Indeed, Notre Dame is a paradox. To the university's hierarchy, football is almost inconsequential, maybe even a detriment to a loftier purpose. Father Hesburgh—a giant of a presence, with 110 honorary degrees (he is tops in that category in the Guinness Book of World Records), 14 presidential appointments, a true citizen of the world (the joke around Notre Dame is that the difference between God and Father Hesburgh is that God is everywhere and Hesburgh is everywhere except Notre Dame) who has given commencement addresses in four languages—says, "I'm not concerned about football. If we win, hooray. If we don't, fine." He doesn't hate football, really. It's just not very important.
Everywhere beyond South Bend, however, Notre Dame is football.

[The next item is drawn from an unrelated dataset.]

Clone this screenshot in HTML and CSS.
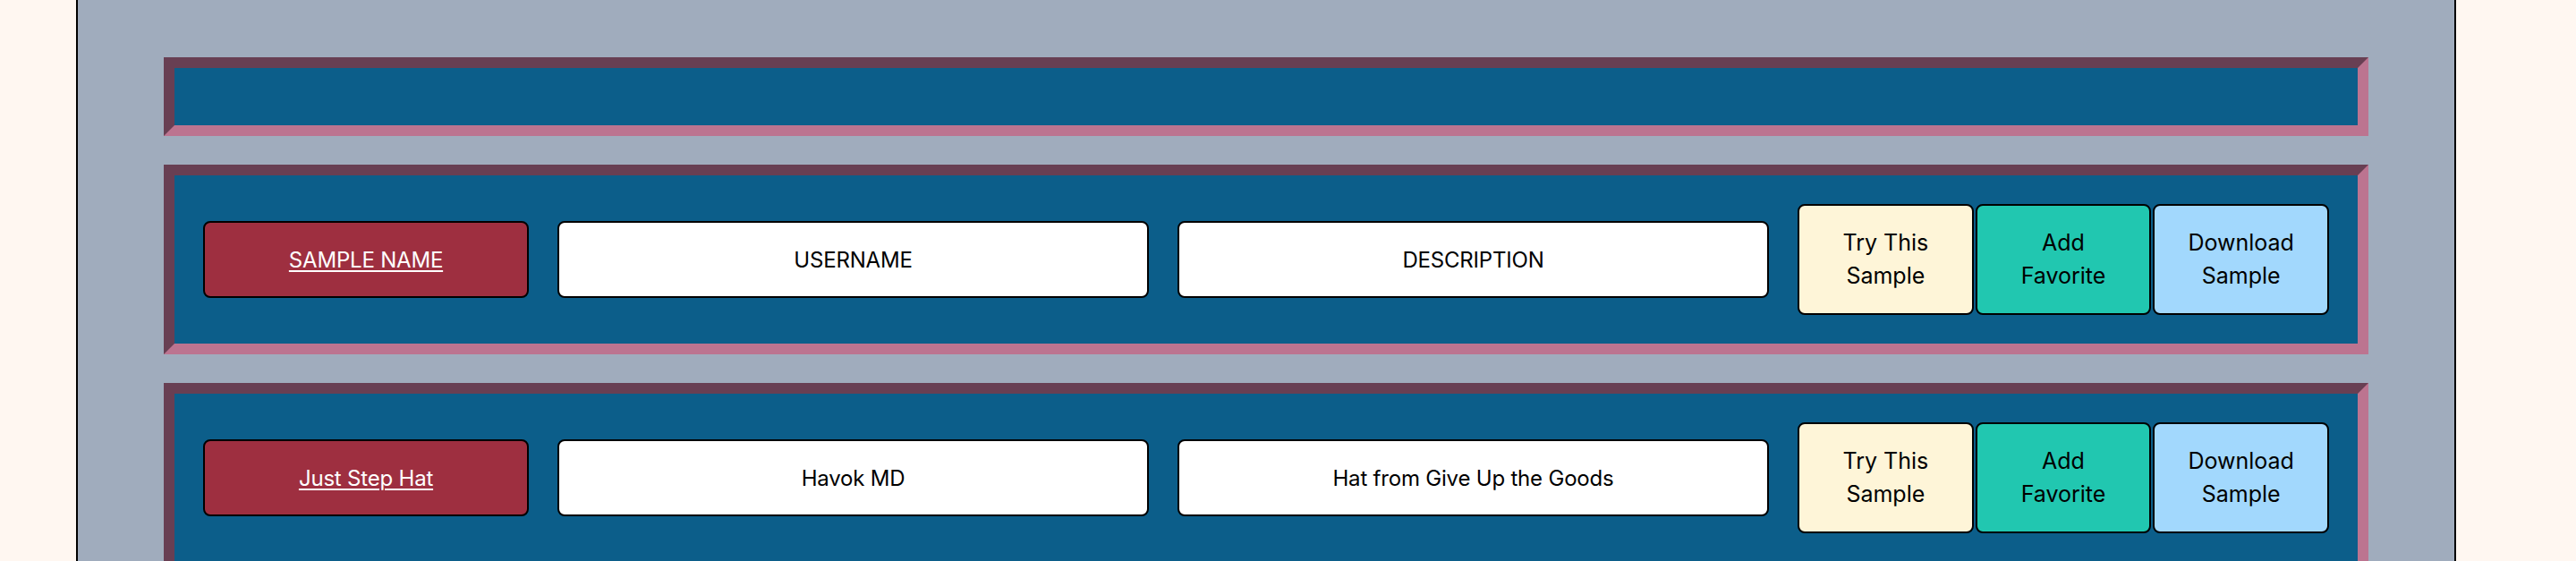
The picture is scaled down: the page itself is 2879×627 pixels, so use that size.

And vice versa. The fact that Notre Dame is considered one of the outstanding universities in the land (Barron's Profiles of American Colleges lists it among the 36 most competitive of more than 1,500 colleges and universities) still seems overshadowed by the memories of Rockne and Gipp and the Four Horsemen and 100 comeback victories. Or is it 1,000? Fact and fiction blur at Notre Dame.
But these days, Notre Dame football—indeed, Notre Dame athletics—is at a major crossroads. Ergo, whither the Irish?
That's a good question because the winds of change are blowing in South Bend. Hesburgh, after 35 years as boss, will resign in May, along with his No. 2 man for all that time, Rev. Edmund P. Joyce, a power in intercollegiate athletics. Whoever the new leaders are at Notre Dame, it appears certain that the university will continue to try to play down sports and play up education. It was Hesburgh, for example, who insisted that the library, completed in 1963, cost more than the planned Athletic and Convocation Center, built five years later. It did—$12.5 million to $8.6 million. Further, Hesburgh seems proud of the fact that of 40 campus buildings constructed during his tenure, only one of them—the ACC—was for athletics. The Irish basketball team is the prime tenant of that center and it, too, hopes for a national championship. But that isn't in the cards, either, since the administration is even less excited about hoops. If one sport must be played at Notre Dame, it will be football.
Joyce ruled athletics at Notre Dame with an iron fist. (Hesburgh has rarely consented even to talk about sports.) Veteran athletic director Moose Krause, who retired in 1980, was a figurehead. It was Joyce who picked Ara Parseghian, and Joyce who admired Dan Devine. And, yes, it was Joyce who selected Gerry Faust. O.K., nobody's perfect.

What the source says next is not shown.